About Constitution Hill

Constitution Hill is a living museum that tells the story of South Africa’s journey to democracy. The site is a former prison and military fort that bears testament to South Africa’s turbulent past and, today, is home to the country’s Constitutional Court, which endorses the rights of all citizens.

There is perhaps no other site of incarceration in South Africa that imprisoned the sheer number of world-renowned men and women as those held within the walls of the Old Fort, the Women's Jail and Number Four. Nelson Mandela. Mahatma Gandhi. Joe Slovo. Albertina Sisulu. Winnie Madikizela-Mandela. Fatima Meer. They all served time here. But the precinct also confined tens of thousands of ordinary people during its 100-year history: men and women of all races, creeds, ages and political agendas; the indigenous and the immigrant; the everyman and the elite. In this way, the history of every South African lives here.

Constitution Hill is also a place of contrasts: of injustice and justice, of oppression and liberation. Our precinct is testament to the importance of preserving sites of atrocity for posterity, and also to recreating them so that they can serve the purposes of the present and serve to mould the future.

We offer daily tours of the precinct and conduct regular public events, enabling visitors from every walk of life to interact with our space. There are also a variety of venues on our site available to suit your every eventing need, from small private functions to large corporate conferences.

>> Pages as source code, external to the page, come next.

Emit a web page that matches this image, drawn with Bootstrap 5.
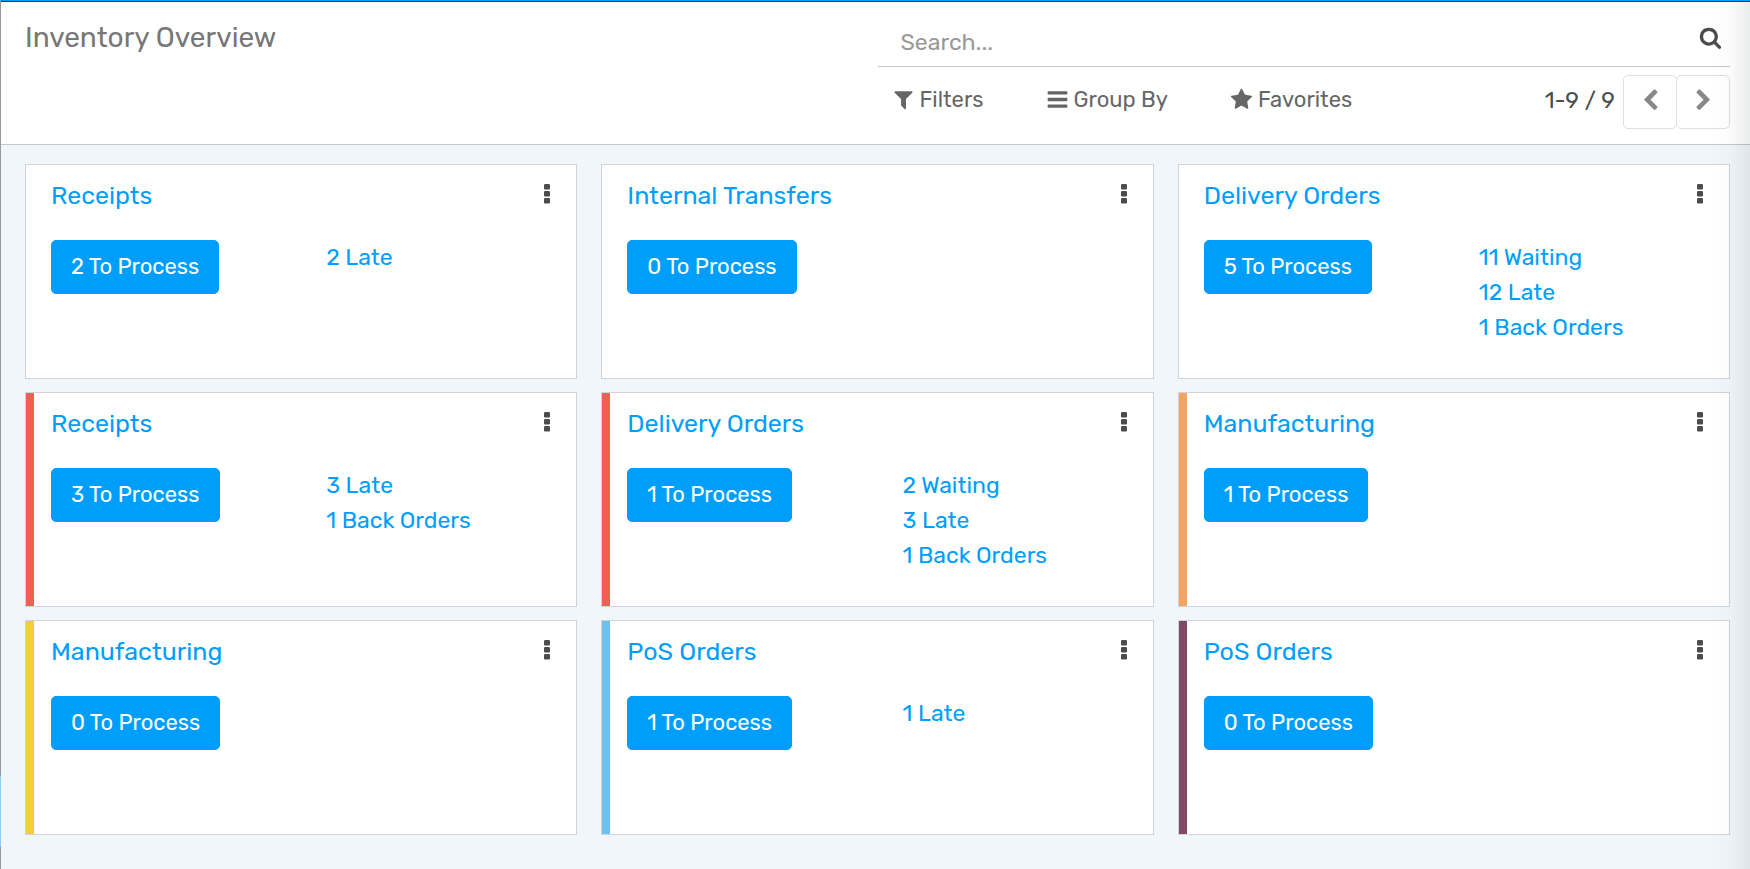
<!DOCTYPE html>
<html lang="en">
<head>
<meta charset="utf-8">
<meta name="viewport" content="width=device-width, initial-scale=1">
<title>Inventory Overview</title>
<link href="https://cdn.jsdelivr.net/npm/bootstrap@5.3.0/dist/css/bootstrap.min.css" rel="stylesheet">
<style>
  :root { --accent: #009efb; --edge: #ced4da; }
  body { font-family: Rubik, Roboto, "Liberation Sans", sans-serif; font-size: 23px; line-height: 35px; color: #4c4c4c; background: #f1f6fb; }
  .app-shell { border-top: 1px solid var(--accent); border-left: 1px solid #999; }
  .scroll-mark { left: -1px; bottom: 23px; width: 1px; height: 71px; background: #87cefa; }
  .edge-shade { width: 40px; background: linear-gradient(to right, rgba(40, 50, 60, 0), rgba(40, 50, 60, .02) 50%, rgba(40, 50, 60, .09)); }
  .control-panel { border-top: 1px solid #1f3a55; border-bottom: 1px solid #c4c8cc; padding: 0 20px 15px 24px; }
  .panel-title { font-size: 28px; line-height: 36px; color: #777; margin-top: 18px; }
  .search-line { border-bottom: 1px solid #c8c8c8; height: 65px; padding: 6px 8px 0 15px; }
  .search-line input { font-size: 23px; color: #4c4c4c; padding: 10px 8px 0; }
  .search-line input::placeholder { color: #999; opacity: 1; }
  .search-line input:focus { box-shadow: none; }
  .tool-btn { font-size: 22px; line-height: 35px; color: #666; padding: 0; gap: 5px; }
  .tool-set { gap: 62px; padding: 15px 0 0 14px; }
  .glyph { width: 23px; height: 23px; fill: currentColor; flex: none; }
  .page-btn { width: 54px; height: 54px; border: 1px solid #dfdfdf; border-radius: 5px; color: #888; background: #fff; padding: 0 0 3px; }
  .page-btn + .page-btn { margin-left: -1px; }
  .board { padding: 19px 20px 35px 24px; }
  .board-grid { display: grid; grid-template-columns: repeat(3, minmax(0, 1fr)); gap: 13px 24px; }
  .op-card { border: 1px solid var(--edge); border-radius: 0; min-height: 215px; padding: 13px 0 24px; }
  .op-card[class*="tone-"]::before { content: ""; position: absolute; left: 0; top: 0; bottom: 0; width: 8px; background: var(--tone); }
  .tone-red { --tone: #f06050; }
  .tone-orange { --tone: #f4a460; }
  .tone-yellow { --tone: #f5cd3b; }
  .tone-sky { --tone: #6cc1ed; }
  .tone-plum { --tone: #814968; }
  .op-head { padding: 0 25px 0 25px; }
  .op-menu { padding: 6px 0 0; }
  .op-title { font-size: 25px; line-height: 35px; }
  .op-card a { color: var(--accent); text-decoration: none; }
  .dots { width: 8px; height: 20px; fill: #4c4c4c; display: block; }
  .op-body { margin-top: 27px; }
  .op-body > div { padding-left: 25px; }
  .go-btn { --bs-btn-bg: var(--accent); --bs-btn-border-color: var(--accent); font-size: 22px; line-height: 34px; padding: 9px 19px; border-radius: 5px; }
</style>
</head>
<body>
<svg class="d-none" aria-hidden="true">
  <symbol id="i-filter" viewBox="192 0 1408 1792"><path d="M1595 295q17 41-14 70l-493 493v742q0 42-39 59-13 5-25 5-27 0-45-19l-256-256q-19-19-19-45v-486l-493-493q-31-29-14-70 17-39 59-39h1280q42 0 59 39z"/></symbol>
  <symbol id="i-bars" viewBox="0 0 1792 1792"><path d="M1664 1344v128q0 26-19 45t-45 19h-1408q-26 0-45-19t-19-45v-128q0-26 19-45t45-19h1408q26 0 45 19t19 45zm0-512v128q0 26-19 45t-45 19h-1408q-26 0-45-19t-19-45v-128q0-26 19-45t45-19h1408q26 0 45 19t19 45zm0-512v128q0 26-19 45t-45 19h-1408q-26 0-45-19t-19-45v-128q0-26 19-45t45-19h1408q26 0 45 19t19 45z"/></symbol>
  <symbol id="i-star" viewBox="0 0 1792 1792"><path d="M1728 647q0 22-26 48l-363 354 86 500q1 7 1 20 0 21-10.5 35.5t-30.5 14.5q-19 0-40-12l-449-236-449 236q-22 12-40 12-21 0-31.5-14.5t-10.5-35.5q0-6 2-20l86-500-364-354q-25-27-25-48 0-37 56-46l502-73 225-455q19-41 49-41t49 41l225 455 502 73q56 9 56 46z"/></symbol>
  <symbol id="i-search" viewBox="0 0 1792 1792"><path d="M1216 832q0-185-131.5-316.5t-316.5-131.5-316.5 131.5-131.5 316.5 131.5 316.5 316.5 131.5 316.5-131.5 131.5-316.5zm512 832q0 52-38 90t-90 38q-54 0-90-38l-343-342q-179 124-399 124-143 0-273.5-55.5t-225-150-150-225-55.5-273.5 55.5-273.5 150-225 225-150 273.5-55.5 273.5 55.5 225 150 150 225 55.5 273.5q0 220-124 399l343 343q37 37 37 90z"/></symbol>
  <symbol id="i-left" viewBox="0 0 1792 1792"><path d="M1427 301l-531 531 531 531q19 19 19 45t-19 45l-166 166q-19 19-45 19t-45-19l-742-742q-19-19-19-45t19-45l742-742q19-19 45-19t45 19l166 166q19 19 19 45t-19 45z"/></symbol>
  <symbol id="i-right" viewBox="0 0 1792 1792"><path d="M1363 877l-742 742q-19 19-45 19t-45-19l-166-166q-19-19-19-45t19-45l531-531-531-531q-19-19-19-45t19-45l166-166q19-19 45-19t45 19l742 742q19 19 19 45t-19 45z"/></symbol>
  <symbol id="i-dots" viewBox="0 0 8 20"><rect x="1" y="0" width="6" height="5.6" rx="1.3"/><rect x="1" y="7" width="6" height="5.6" rx="1.3"/><rect x="1" y="14" width="6" height="5.6" rx="1.3"/></symbol>
</svg>

<div class="app-shell position-relative min-vh-100">
  <header class="control-panel bg-white">
    <div class="row g-0">
      <div class="col-6"><h1 class="panel-title fw-normal mb-0">Inventory Overview</h1></div>
      <div class="col-6">
        <form class="search-line d-flex align-items-center" role="search">
          <input class="form-control border-0 bg-transparent" type="text" placeholder="Search..." aria-label="Search">
          <button class="btn p-0 border-0 d-flex" type="button" aria-label="Run search"><svg class="glyph" style="color:#4c4c4c"><use href="#i-search"/></svg></button>
        </form>
        <div class="d-flex justify-content-between align-items-start">
          <div class="tool-set d-flex">
            <button class="btn tool-btn border-0 d-flex align-items-center" type="button"><svg class="glyph"><use href="#i-filter"/></svg>Filters</button>
            <button class="btn tool-btn border-0 d-flex align-items-center" type="button"><svg class="glyph"><use href="#i-bars"/></svg>Group By</button>
            <button class="btn tool-btn border-0 d-flex align-items-center" type="button"><svg class="glyph"><use href="#i-star"/></svg>Favorites</button>
          </div>
          <nav class="d-flex pt-2 mt-n1" aria-label="Pager">
            <span class="pe-2 pt-2">1-9 / 9</span>
            <button class="btn page-btn d-flex align-items-center justify-content-center" type="button" aria-label="Previous"><svg class="glyph"><use href="#i-left"/></svg></button>
            <button class="btn page-btn d-flex align-items-center justify-content-center" type="button" aria-label="Next"><svg class="glyph"><use href="#i-right"/></svg></button>
          </nav>
        </div>
      </div>
    </div>
  </header>

  <main class="board">
    <div class="board-grid" id="board"></div>
  </main>
  <div class="scroll-mark position-absolute"></div>
  <div class="edge-shade position-absolute top-0 end-0 bottom-0 pe-none"></div>
</div>

<script src="https://cdn.jsdelivr.net/npm/bootstrap@5.3.0/dist/js/bootstrap.bundle.min.js"></script>
<script>
  const operations = [
    ["Receipts", 2, ["2 Late"], ""],
    ["Internal Transfers", 0, [], ""],
    ["Delivery Orders", 5, ["11 Waiting", "12 Late", "1 Back Orders"], ""],
    ["Receipts", 3, ["3 Late", "1 Back Orders"], "tone-red"],
    ["Delivery Orders", 1, ["2 Waiting", "3 Late", "1 Back Orders"], "tone-red"],
    ["Manufacturing", 1, [], "tone-orange"],
    ["Manufacturing", 0, [], "tone-yellow"],
    ["PoS Orders", 1, ["1 Late"], "tone-sky"],
    ["PoS Orders", 0, [], "tone-plum"]
  ];
  document.getElementById("board").innerHTML = operations.map(([title, count, links, tone]) => `
    <article class="card op-card ${tone}">
      <div class="op-head d-flex justify-content-between">
        <h2 class="op-title fw-normal mb-0"><a href="#">${title}</a></h2>
        <button class="btn op-menu border-0 align-self-start" type="button" aria-label="Options"><svg class="dots"><use href="#i-dots"/></svg></button>
      </div>
      <div class="row g-0 op-body">
        <div class="col-6"><button class="btn btn-primary go-btn" type="button">${count} To Process</button></div>
        <div class="col-6">${links.map(l => `<div><a href="#">${l}</a></div>`).join("")}</div>
      </div>
    </article>`).join("");
</script>
</body>
</html>
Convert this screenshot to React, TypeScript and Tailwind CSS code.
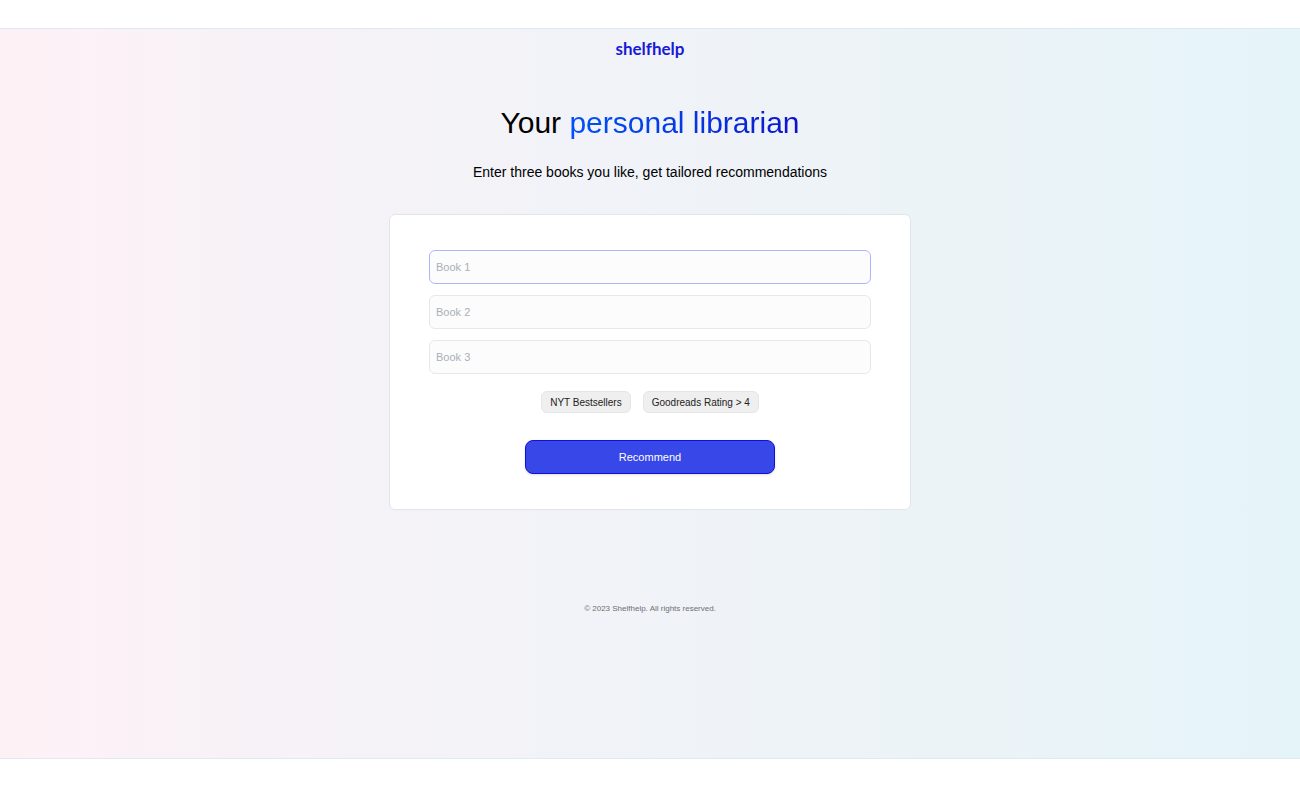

We invite you to explore our space, to experience it, to feel it. Touch our textured walls, read their graffiti, listen to their echoes, stride up the Great African Steps, stand in the highest court in our land, and learn what constitutionalism means in South Africa.

Memberships

Constitution Hill is a registered member of the Southern African Tourism Services Association (SATSA), the International Council of Museums South Africa (ICOM SA), the International Coalition of Sites of Conscience, and the South African Museums Association (SAMA). 

Trusts

Two Trusts work on the Constitution Hill precinct – the Constitution Hill Trust, which focuses on the Hill as a whole, and the Constitutional Court Trust (CCT), which is dedicated to the court alone.  Whilst the two Trusts are proud to work together on carefully selected, specific projects, including the artworks project, they operate entirely independently and fund-raise separately. Specifically, the CCT cannot accept any contributions from local individuals or foundations or corporations.  The CCT does not align itself with all of the projects and exhibitions the Hill Trust organises.  Importantly, any artwork owned by the CCT on this app or at exhibitions on The Hill will always bear this logo –

Constitution Hill:

The art on display at the Constitutional Court plays an essential role in explaining the function of the court to the visiting public. 

Many of the works are powerful metaphors which make visually concrete the legal high stakes that are being debated in the court itself. It can often seem that the discourse in the chamber is abstract or even arcane. This can make the court appear removed from the public it serves, making it vulnerable to accusations of irrelevance, yet the court deals in everyday matters that affect all South Africans, and often visitors to the country. 

The court’s beautiful envelope of art is a powerful and valuable public relations buttress, because it so eloquently proclaims what the court stands for.